## GIVEN ENTRIES
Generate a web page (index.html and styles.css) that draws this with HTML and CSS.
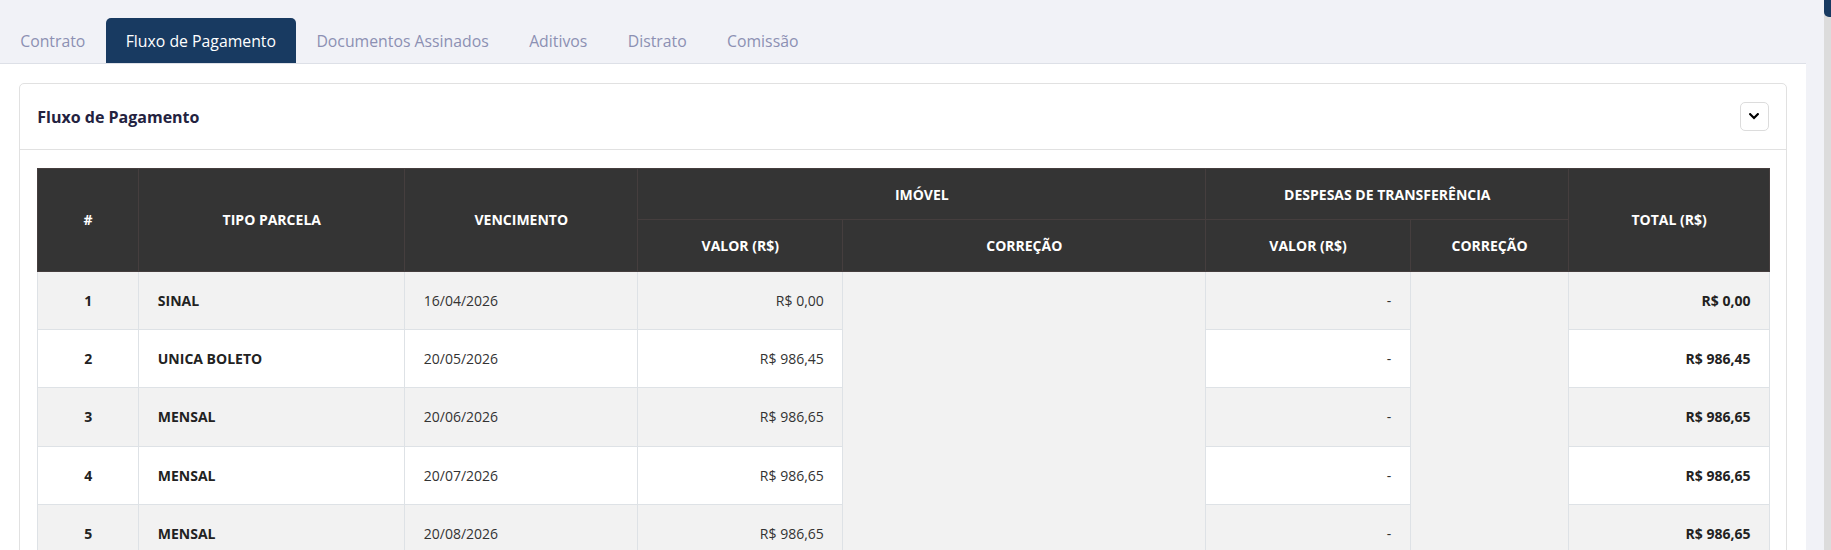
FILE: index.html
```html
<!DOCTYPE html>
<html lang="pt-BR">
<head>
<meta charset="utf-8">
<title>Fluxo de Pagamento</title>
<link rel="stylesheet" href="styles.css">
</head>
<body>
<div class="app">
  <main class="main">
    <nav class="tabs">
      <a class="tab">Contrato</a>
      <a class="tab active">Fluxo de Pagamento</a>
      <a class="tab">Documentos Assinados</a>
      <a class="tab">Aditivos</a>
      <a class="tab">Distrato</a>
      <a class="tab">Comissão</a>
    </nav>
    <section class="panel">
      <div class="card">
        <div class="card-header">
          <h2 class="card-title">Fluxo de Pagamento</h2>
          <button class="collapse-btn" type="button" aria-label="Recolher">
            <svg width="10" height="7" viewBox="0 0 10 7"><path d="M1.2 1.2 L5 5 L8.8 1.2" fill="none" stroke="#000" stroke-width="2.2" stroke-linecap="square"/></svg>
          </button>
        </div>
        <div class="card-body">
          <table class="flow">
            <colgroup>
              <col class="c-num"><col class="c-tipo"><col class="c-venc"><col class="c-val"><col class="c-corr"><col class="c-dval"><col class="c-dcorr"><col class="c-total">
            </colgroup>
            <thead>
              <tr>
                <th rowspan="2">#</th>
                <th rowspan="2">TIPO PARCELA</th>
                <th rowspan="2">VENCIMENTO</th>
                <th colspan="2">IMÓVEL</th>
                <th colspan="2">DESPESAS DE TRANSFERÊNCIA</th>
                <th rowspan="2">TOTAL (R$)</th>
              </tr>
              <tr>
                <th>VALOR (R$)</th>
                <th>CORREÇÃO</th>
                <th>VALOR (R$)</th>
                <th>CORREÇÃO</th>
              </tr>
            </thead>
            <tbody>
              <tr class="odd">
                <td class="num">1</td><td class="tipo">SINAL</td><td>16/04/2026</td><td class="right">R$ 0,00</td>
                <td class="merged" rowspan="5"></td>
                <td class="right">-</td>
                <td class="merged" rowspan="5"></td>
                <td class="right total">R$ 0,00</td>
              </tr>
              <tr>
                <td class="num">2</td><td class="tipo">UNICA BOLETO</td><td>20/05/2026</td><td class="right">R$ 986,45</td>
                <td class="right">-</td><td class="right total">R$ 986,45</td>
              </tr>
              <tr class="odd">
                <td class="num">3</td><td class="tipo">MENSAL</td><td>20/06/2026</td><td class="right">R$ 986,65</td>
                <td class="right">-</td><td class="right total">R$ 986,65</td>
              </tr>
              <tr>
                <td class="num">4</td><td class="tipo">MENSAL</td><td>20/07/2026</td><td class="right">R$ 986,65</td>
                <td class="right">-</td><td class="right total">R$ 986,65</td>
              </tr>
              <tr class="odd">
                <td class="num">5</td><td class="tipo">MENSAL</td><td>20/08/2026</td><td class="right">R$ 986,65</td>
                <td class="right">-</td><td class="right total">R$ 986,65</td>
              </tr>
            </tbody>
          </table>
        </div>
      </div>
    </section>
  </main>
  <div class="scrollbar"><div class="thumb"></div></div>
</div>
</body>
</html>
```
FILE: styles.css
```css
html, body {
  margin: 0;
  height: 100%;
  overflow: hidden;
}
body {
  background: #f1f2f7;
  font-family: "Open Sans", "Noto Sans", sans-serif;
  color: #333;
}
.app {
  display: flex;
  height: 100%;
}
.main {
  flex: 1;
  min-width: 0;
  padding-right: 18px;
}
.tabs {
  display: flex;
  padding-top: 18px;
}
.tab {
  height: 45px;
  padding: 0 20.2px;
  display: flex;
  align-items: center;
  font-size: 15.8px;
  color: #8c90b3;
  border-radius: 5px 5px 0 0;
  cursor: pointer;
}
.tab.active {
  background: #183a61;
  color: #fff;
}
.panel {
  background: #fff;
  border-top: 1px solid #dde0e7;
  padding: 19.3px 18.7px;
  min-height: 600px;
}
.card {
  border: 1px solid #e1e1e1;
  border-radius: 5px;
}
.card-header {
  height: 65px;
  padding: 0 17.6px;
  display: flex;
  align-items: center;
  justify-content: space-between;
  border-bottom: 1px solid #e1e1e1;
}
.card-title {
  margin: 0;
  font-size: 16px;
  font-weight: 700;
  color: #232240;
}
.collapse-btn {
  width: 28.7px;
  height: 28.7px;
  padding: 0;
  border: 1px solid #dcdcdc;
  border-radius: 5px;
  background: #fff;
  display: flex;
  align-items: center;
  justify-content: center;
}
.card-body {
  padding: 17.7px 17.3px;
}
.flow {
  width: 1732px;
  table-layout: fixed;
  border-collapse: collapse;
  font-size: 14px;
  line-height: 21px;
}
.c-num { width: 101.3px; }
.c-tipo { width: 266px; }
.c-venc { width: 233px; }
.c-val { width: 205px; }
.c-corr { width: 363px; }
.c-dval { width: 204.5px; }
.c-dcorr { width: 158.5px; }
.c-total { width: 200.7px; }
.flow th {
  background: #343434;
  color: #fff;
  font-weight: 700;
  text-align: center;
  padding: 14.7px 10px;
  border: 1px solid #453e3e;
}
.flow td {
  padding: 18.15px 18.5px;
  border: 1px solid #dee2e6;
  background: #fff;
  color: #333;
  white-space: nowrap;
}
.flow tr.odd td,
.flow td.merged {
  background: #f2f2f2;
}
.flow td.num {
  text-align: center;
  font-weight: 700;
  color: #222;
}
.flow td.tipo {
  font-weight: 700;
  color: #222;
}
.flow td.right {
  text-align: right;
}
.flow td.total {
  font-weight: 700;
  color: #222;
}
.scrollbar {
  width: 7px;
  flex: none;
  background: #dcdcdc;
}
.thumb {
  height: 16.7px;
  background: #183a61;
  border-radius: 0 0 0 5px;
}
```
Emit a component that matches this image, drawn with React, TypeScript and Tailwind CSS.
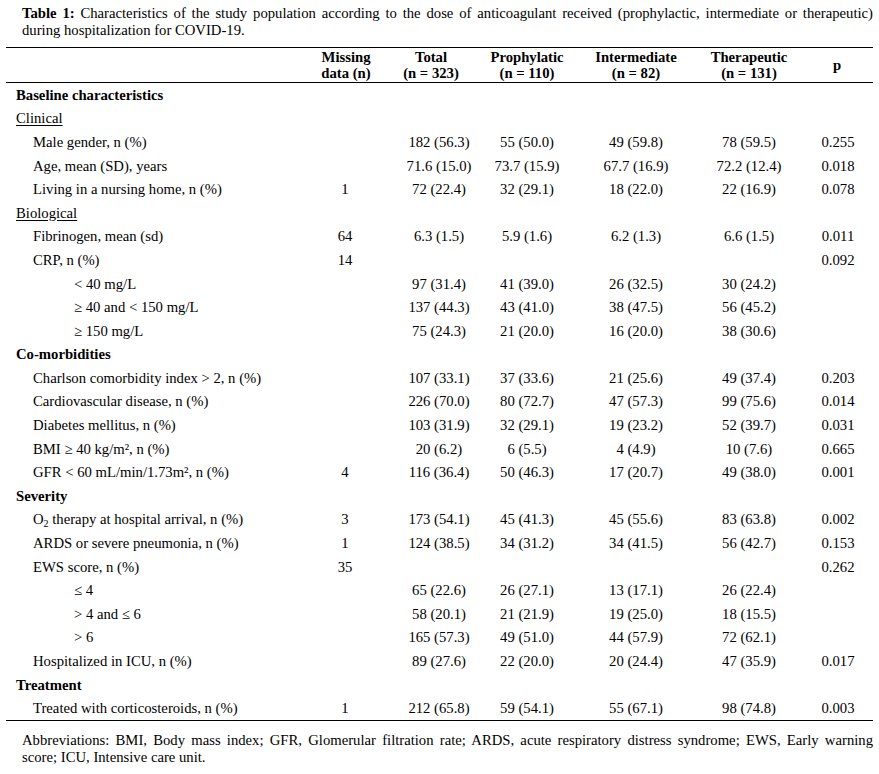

## PROMPT
Please write out all of the material above without changing a word, and omit any pictures.

## EXERCISE RESULT
Generate a web page (index.html and styles.css) that draws this with HTML and CSS.
FILE: index.html
```html
<!DOCTYPE html>
<html lang="pt-BR">
<head>
<meta charset="utf-8">
<title>Fluxo de Pagamento</title>
<link rel="stylesheet" href="styles.css">
</head>
<body>
<div class="app">
  <main class="main">
    <nav class="tabs">
      <a class="tab">Contrato</a>
      <a class="tab active">Fluxo de Pagamento</a>
      <a class="tab">Documentos Assinados</a>
      <a class="tab">Aditivos</a>
      <a class="tab">Distrato</a>
      <a class="tab">Comissão</a>
    </nav>
    <section class="panel">
      <div class="card">
        <div class="card-header">
          <h2 class="card-title">Fluxo de Pagamento</h2>
          <button class="collapse-btn" type="button" aria-label="Recolher">
            <svg width="10" height="7" viewBox="0 0 10 7"><path d="M1.2 1.2 L5 5 L8.8 1.2" fill="none" stroke="#000" stroke-width="2.2" stroke-linecap="square"/></svg>
          </button>
        </div>
        <div class="card-body">
          <table class="flow">
            <colgroup>
              <col class="c-num"><col class="c-tipo"><col class="c-venc"><col class="c-val"><col class="c-corr"><col class="c-dval"><col class="c-dcorr"><col class="c-total">
            </colgroup>
            <thead>
              <tr>
                <th rowspan="2">#</th>
                <th rowspan="2">TIPO PARCELA</th>
                <th rowspan="2">VENCIMENTO</th>
                <th colspan="2">IMÓVEL</th>
                <th colspan="2">DESPESAS DE TRANSFERÊNCIA</th>
                <th rowspan="2">TOTAL (R$)</th>
              </tr>
              <tr>
                <th>VALOR (R$)</th>
                <th>CORREÇÃO</th>
                <th>VALOR (R$)</th>
                <th>CORREÇÃO</th>
              </tr>
            </thead>
            <tbody>
              <tr class="odd">
                <td class="num">1</td><td class="tipo">SINAL</td><td>16/04/2026</td><td class="right">R$ 0,00</td>
                <td class="merged" rowspan="5"></td>
                <td class="right">-</td>
                <td class="merged" rowspan="5"></td>
                <td class="right total">R$ 0,00</td>
              </tr>
              <tr>
                <td class="num">2</td><td class="tipo">UNICA BOLETO</td><td>20/05/2026</td><td class="right">R$ 986,45</td>
                <td class="right">-</td><td class="right total">R$ 986,45</td>
              </tr>
              <tr class="odd">
                <td class="num">3</td><td class="tipo">MENSAL</td><td>20/06/2026</td><td class="right">R$ 986,65</td>
                <td class="right">-</td><td class="right total">R$ 986,65</td>
              </tr>
              <tr>
                <td class="num">4</td><td class="tipo">MENSAL</td><td>20/07/2026</td><td class="right">R$ 986,65</td>
                <td class="right">-</td><td class="right total">R$ 986,65</td>
              </tr>
              <tr class="odd">
                <td class="num">5</td><td class="tipo">MENSAL</td><td>20/08/2026</td><td class="right">R$ 986,65</td>
                <td class="right">-</td><td class="right total">R$ 986,65</td>
              </tr>
            </tbody>
          </table>
        </div>
      </div>
    </section>
  </main>
  <div class="scrollbar"><div class="thumb"></div></div>
</div>
</body>
</html>
```
FILE: styles.css
```css
html, body {
  margin: 0;
  height: 100%;
  overflow: hidden;
}
body {
  background: #f1f2f7;
  font-family: "Open Sans", "Noto Sans", sans-serif;
  color: #333;
}
.app {
  display: flex;
  height: 100%;
}
.main {
  flex: 1;
  min-width: 0;
  padding-right: 18px;
}
.tabs {
  display: flex;
  padding-top: 18px;
}
.tab {
  height: 45px;
  padding: 0 20.2px;
  display: flex;
  align-items: center;
  font-size: 15.8px;
  color: #8c90b3;
  border-radius: 5px 5px 0 0;
  cursor: pointer;
}
.tab.active {
  background: #183a61;
  color: #fff;
}
.panel {
  background: #fff;
  border-top: 1px solid #dde0e7;
  padding: 19.3px 18.7px;
  min-height: 600px;
}
.card {
  border: 1px solid #e1e1e1;
  border-radius: 5px;
}
.card-header {
  height: 65px;
  padding: 0 17.6px;
  display: flex;
  align-items: center;
  justify-content: space-between;
  border-bottom: 1px solid #e1e1e1;
}
.card-title {
  margin: 0;
  font-size: 16px;
  font-weight: 700;
  color: #232240;
}
.collapse-btn {
  width: 28.7px;
  height: 28.7px;
  padding: 0;
  border: 1px solid #dcdcdc;
  border-radius: 5px;
  background: #fff;
  display: flex;
  align-items: center;
  justify-content: center;
}
.card-body {
  padding: 17.7px 17.3px;
}
.flow {
  width: 1732px;
  table-layout: fixed;
  border-collapse: collapse;
  font-size: 14px;
  line-height: 21px;
}
.c-num { width: 101.3px; }
.c-tipo { width: 266px; }
.c-venc { width: 233px; }
.c-val { width: 205px; }
.c-corr { width: 363px; }
.c-dval { width: 204.5px; }
.c-dcorr { width: 158.5px; }
.c-total { width: 200.7px; }
.flow th {
  background: #343434;
  color: #fff;
  font-weight: 700;
  text-align: center;
  padding: 14.7px 10px;
  border: 1px solid #453e3e;
}
.flow td {
  padding: 18.15px 18.5px;
  border: 1px solid #dee2e6;
  background: #fff;
  color: #333;
  white-space: nowrap;
}
.flow tr.odd td,
.flow td.merged {
  background: #f2f2f2;
}
.flow td.num {
  text-align: center;
  font-weight: 700;
  color: #222;
}
.flow td.tipo {
  font-weight: 700;
  color: #222;
}
.flow td.right {
  text-align: right;
}
.flow td.total {
  font-weight: 700;
  color: #222;
}
.scrollbar {
  width: 7px;
  flex: none;
  background: #dcdcdc;
}
.thumb {
  height: 16.7px;
  background: #183a61;
  border-radius: 0 0 0 5px;
}
```
Emit a component that matches this image, drawn with React, TypeScript and Tailwind CSS.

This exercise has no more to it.